Uncovering How Vision Transformers Understand Object Relations: A Two-Stage Approach to Visual Reasoning

Despite the success of Vision Transformers (ViTs) in tasks like image classification and generation, they face significant challenges in handling abstract tasks involving relationships between objects. One key limitation is their difficulty in accurately performing visual relational tasks, such as determining if two objects are the same or different. Relational reasoning, which requires understanding spatial or comparative relationships between entities, is a natural strength of human vision but remains challenging for artificial vision systems. While ViTs excel at pixel-level semantic tasks, they struggle with the abstract operations required for relational reasoning, often relying on memorization rather than genuinely understanding relations. This limitation affects the development of AI models capable of advanced visual reasoning tasks such as visual question answering and complex object comparisons.

To address these challenges, a team of researchers from Brown University, New York University, and Stanford University employs methods from mechanistic interpretability to examine how ViTs process and represent visual relations. The researchers present a case study focusing on a fundamental yet challenging relational reasoning task: determining whether two visual entities are identical or different. By training pretrained ViTs on these “same-different” tasks, they observed that the models exhibit two distinct stages of processing, despite having no specific inductive biases to guide them. The first stage involves extracting local object features and storing them in a disentangled representation, referred to as the perceptual stage. This is followed by a relational stage, where these object representations are compared to determine relational properties.

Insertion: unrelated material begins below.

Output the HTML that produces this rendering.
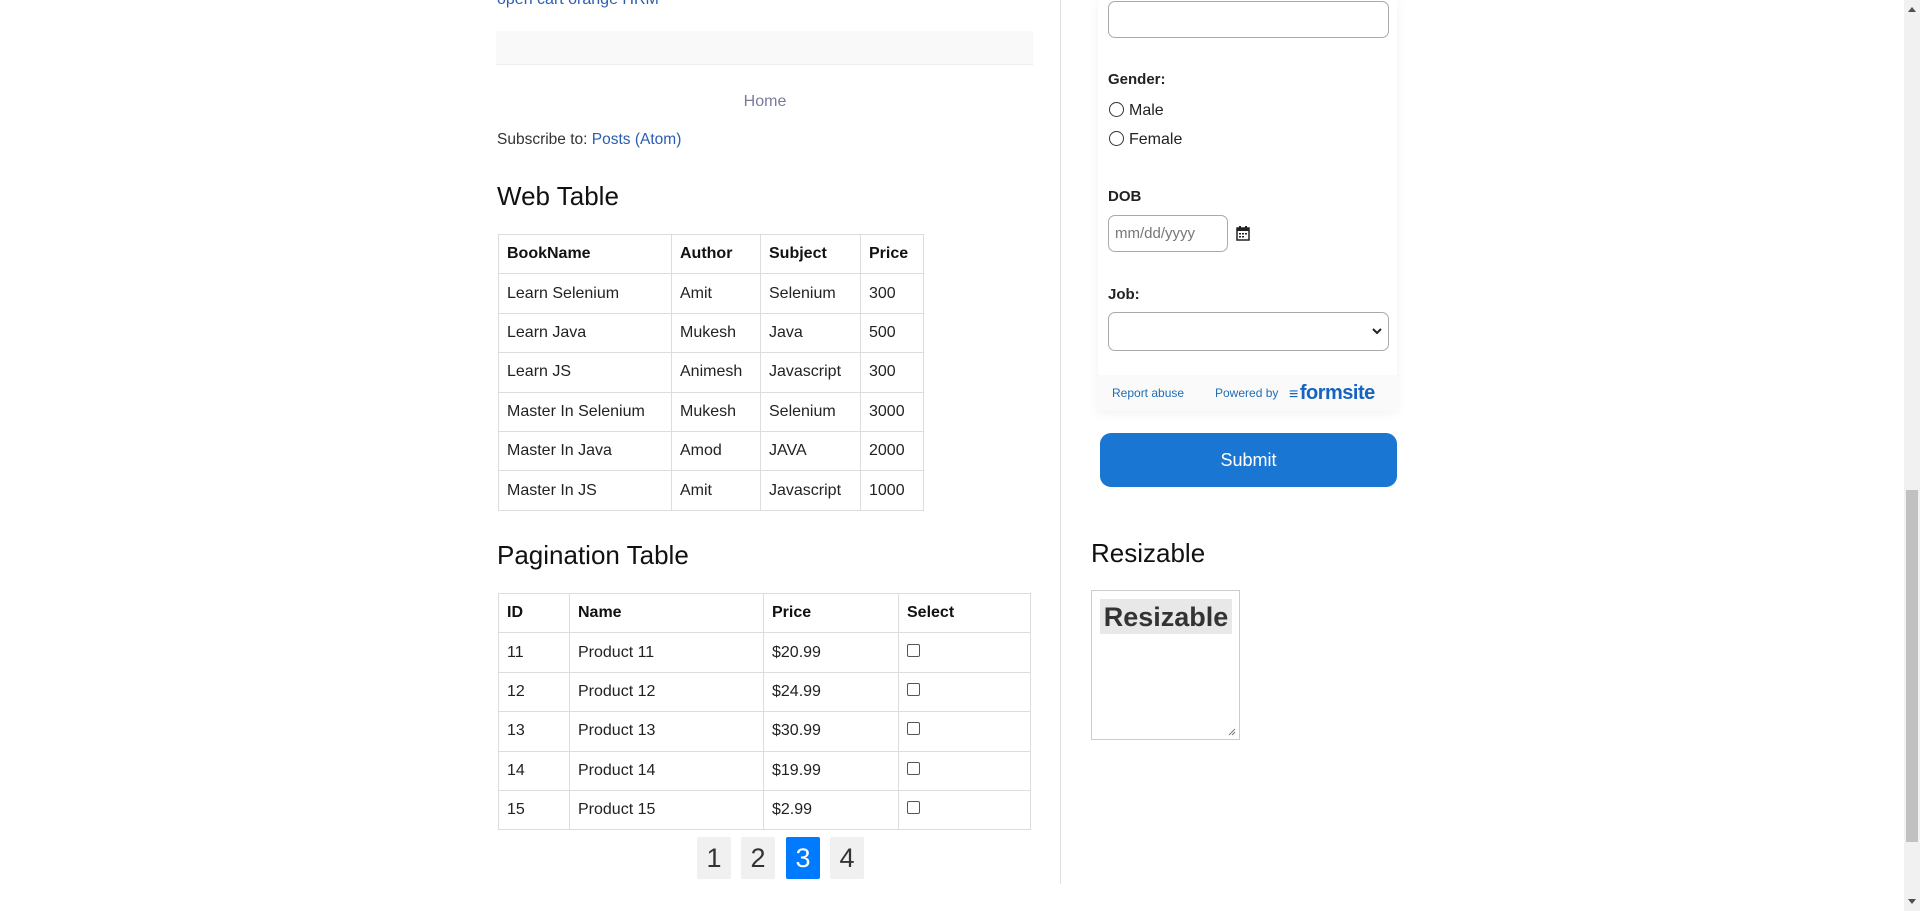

These findings suggest that ViTs can learn to represent abstract relations to some extent, indicating the potential for more generalized and flexible AI models. However, failures in either the perceptual or relational stages can prevent the model from learning a generalizable solution to visual tasks, highlighting the need for models that can effectively handle both perceptual and relational complexities.

Technical Insights

The study provides insights into how ViTs process visual relationships through a two-stage mechanism. In the perceptual stage, the model disentangles object representations by attending to features like color and shape. In experiments using two “same-different” tasks—a discrimination task and a relational match-to-sample (RMTS) task—the authors show that ViTs trained on these tasks successfully disentangle object attributes, encoding them separately in their intermediate representations. This disentanglement makes it easier for the models to perform relational operations in the later stages. The relational stage then uses these encoded features to determine abstract relations between objects, such as assessing sameness or difference based on color or shape.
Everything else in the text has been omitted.